4. Bonds – Safer Investment with Predictable Returns
Bonds are known for providing more stability compared to stocks. While they may not have the same potential for high returns, they’re a safer investment, especially during economic uncertainty.
- Treasury Bonds: Government-issued bonds are low-risk and provide guaranteed returns, though at a lower interest rate.
- Corporate Bonds: Issued by companies, these bonds offer higher returns than treasury bonds, though with slightly higher risk. Look for bonds from reputable companies if you want a safer bet.
5. Cryptocurrency – High Risk, High Reward
Cryptocurrencies remain highly speculative, but they’ve carved out a niche for investors looking for high-growth potential. While Bitcoin and Ethereum are still the go-to options, newer projects like Solana and Cardano offer unique advantages and lower entry costs. For those willing to take on the risk, crypto investments could yield high returns, especially if you’re willing to “HODL” (hold on for dear life) through market volatility.
- Bitcoin (BTC): As the largest and most established cryptocurrency, Bitcoin remains a strong choice for crypto exposure.
- Ethereum (ETH): Known for its smart contracts, Ethereum is not only a currency but a blockchain platform. With its recent move to proof-of-stake, it’s also more energy-efficient, making it attractive to eco-conscious investors.
Note: Consider only a small percentage of your portfolio in cryptocurrency to balance the risk.
6. Alternative Investments – Art, Wine, and Collectibles
For those seeking diversification outside traditional assets, alternative investments like art, wine, and collectibles are gaining traction.
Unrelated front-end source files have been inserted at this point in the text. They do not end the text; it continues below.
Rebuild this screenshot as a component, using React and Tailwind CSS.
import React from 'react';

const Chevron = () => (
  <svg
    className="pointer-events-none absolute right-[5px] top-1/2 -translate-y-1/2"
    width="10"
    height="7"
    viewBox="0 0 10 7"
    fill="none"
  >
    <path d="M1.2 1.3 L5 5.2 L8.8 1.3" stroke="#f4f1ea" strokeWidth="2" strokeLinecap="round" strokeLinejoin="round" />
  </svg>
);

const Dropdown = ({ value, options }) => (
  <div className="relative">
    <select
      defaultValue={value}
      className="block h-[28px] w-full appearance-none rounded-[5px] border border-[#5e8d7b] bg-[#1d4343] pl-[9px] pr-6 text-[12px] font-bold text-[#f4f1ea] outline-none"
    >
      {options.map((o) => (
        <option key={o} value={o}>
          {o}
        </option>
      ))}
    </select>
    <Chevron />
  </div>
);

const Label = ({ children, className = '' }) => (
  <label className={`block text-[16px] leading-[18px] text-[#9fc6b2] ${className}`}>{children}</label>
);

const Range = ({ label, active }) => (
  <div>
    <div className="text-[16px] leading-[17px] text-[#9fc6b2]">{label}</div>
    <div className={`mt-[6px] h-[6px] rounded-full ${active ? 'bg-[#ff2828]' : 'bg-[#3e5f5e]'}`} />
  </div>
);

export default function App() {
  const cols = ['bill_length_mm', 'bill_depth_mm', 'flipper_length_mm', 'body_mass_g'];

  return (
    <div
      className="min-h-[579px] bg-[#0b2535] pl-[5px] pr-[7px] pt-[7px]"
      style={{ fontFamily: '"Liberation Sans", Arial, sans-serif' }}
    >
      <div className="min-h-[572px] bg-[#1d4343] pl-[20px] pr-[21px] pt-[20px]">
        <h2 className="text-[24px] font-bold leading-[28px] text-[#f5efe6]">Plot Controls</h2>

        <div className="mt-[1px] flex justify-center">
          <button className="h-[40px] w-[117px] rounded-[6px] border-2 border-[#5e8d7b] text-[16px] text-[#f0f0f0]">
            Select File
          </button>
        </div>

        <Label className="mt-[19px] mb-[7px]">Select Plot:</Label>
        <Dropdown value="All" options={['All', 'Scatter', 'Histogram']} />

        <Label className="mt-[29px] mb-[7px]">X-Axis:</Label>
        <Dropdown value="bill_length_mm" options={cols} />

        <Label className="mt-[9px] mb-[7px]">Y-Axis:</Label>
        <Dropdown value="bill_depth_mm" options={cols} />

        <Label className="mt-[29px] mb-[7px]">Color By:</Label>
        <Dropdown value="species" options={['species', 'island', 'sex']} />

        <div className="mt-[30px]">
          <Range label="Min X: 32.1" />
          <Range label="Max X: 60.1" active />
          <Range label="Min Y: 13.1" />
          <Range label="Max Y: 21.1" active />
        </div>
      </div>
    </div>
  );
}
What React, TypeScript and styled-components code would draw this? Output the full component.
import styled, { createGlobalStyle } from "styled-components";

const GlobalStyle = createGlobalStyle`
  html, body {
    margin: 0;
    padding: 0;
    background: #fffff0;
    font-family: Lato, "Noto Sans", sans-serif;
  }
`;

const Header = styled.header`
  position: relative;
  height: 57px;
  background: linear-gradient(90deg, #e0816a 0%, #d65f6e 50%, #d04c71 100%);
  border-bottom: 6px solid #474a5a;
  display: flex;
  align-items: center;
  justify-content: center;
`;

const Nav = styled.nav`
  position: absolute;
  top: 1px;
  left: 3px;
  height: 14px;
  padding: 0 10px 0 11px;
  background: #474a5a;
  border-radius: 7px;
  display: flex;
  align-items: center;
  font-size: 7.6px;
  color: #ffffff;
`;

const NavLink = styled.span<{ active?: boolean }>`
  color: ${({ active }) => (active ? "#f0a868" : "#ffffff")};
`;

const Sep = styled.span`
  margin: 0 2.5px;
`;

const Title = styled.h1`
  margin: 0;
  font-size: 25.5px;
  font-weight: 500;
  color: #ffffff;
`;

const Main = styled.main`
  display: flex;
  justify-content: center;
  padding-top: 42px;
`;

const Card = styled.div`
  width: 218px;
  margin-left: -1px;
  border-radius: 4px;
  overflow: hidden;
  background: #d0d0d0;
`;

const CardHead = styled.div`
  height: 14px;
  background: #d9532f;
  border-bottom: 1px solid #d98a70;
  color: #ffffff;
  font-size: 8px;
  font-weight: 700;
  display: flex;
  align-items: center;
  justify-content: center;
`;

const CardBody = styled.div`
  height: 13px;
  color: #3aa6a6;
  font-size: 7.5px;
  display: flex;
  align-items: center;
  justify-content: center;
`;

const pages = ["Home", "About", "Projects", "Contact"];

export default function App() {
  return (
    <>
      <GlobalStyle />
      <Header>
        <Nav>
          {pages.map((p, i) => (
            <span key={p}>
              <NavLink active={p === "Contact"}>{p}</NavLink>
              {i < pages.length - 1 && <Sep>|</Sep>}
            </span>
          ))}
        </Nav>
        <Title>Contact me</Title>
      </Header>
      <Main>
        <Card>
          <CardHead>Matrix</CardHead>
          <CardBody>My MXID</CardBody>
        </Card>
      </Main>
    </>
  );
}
Online platforms such as Masterworks allow you to buy shares of fine art, while others offer wine or collectible assets. These investments are not correlated to the stock market and can provide a hedge against inflation. Keep in mind, however, that they are long-term and require patience.
7. Emergency Fund and Cash Investments
Before diving into higher-risk investments, it’s wise to keep an emergency fund. A good rule of thumb is to set aside three to six months of living expenses in a high-yield savings account. While interest rates are still low, some banks are now offering more competitive rates for online savings accounts, which can add up over time.
- Certificates of Deposit (CDs): For more stability, CDs lock in your money for a set term at a higher interest rate than a savings account.
- Money Market Accounts: These accounts offer slightly better returns than regular savings accounts and allow limited withdrawals, adding a level of flexibility.
Final Tips for Smart Investing
While there’s no one-size-fits-all approach to investing, keeping a balanced portfolio can help manage risk and improve your chances of achieving steady returns. Here are a few tips:
- Diversify: Spread your investments across different assets and sectors. Diversification reduces your exposure to any single asset, helping to smooth out returns over time.
- Review Regularly: Investment strategies may need adjustment as markets shift. Make it a habit to review your portfolio at least annually.
- Avoid Emotional Decisions: Investing can be stressful, especially when markets are volatile. Stick to your plan and avoid making impulsive changes based on short-term market fluctuations.
By aligning your investments with your financial goals and risk tolerance, you’ll be well on your way to making smarter financial decisions in 2025. Happy investing!